For the next few months, Tuesdays on my blog will feature one of my fellow Martin Sisters Publishing authors. There are a bunch of us, and we all write in various genres, so enjoy the fun stuff included in these posts and maybe even check out the MSP website.
Today’s feature is Sunset Park by Dana Mansfield.
We need to talk. This phrase spoken by Ben to his longtime love Laurie changes their lives drastically. He uses those words to springboard his intent to leave her and their childhood neighborhood in Memphis. Sunset Park is just as much engrained in their souls as their horrific childhoods they survived with each other’s help.
Ben returns to Sunset Park five years later amid the impending festivities of his cousin’s wedding. He has an ulterior motive other than walking Jamie down the aisle – he wants to make amends with Laurie. This goal is a delicate one as both of them are fragile from Ben’s actions that fateful April night five years earlier.
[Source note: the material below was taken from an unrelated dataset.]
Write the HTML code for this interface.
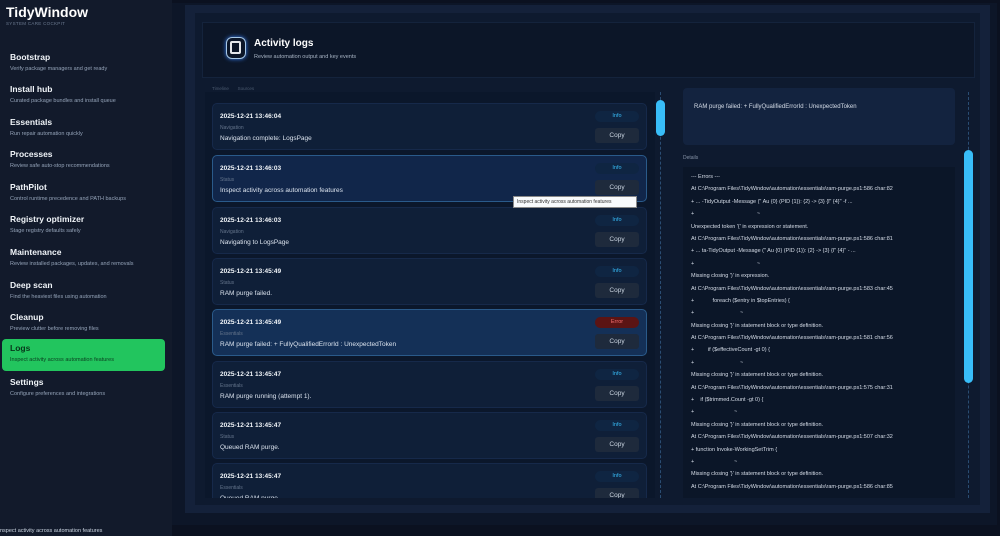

After a scare, they make the complicated attempt to reconcile their relationship and move forward. However, an old mystery resurfaces from their five years apart that threatens not only Ben and Laurie’s hopes but also their lives.
Excerpt from Sunset Park
Chapter 7: Back Home
By midnight, Ben settled into the small apartment that overlooked the front street. It was a mirror image of the apartment he shared with Laurie for so long but it lacked the warmth of that previous dwelling. The furniture was sparse – a bed in the sleeping alcove, The Old Man’s lumpy couch, a card table with a couple chairs and a dresser. It wasn’t much but it already felt more like a home than the furnished rat trap he rented in the bad part of Panama City Beach. When you drank and shot up most of your earnings, you couldn’t afford the best surroundings.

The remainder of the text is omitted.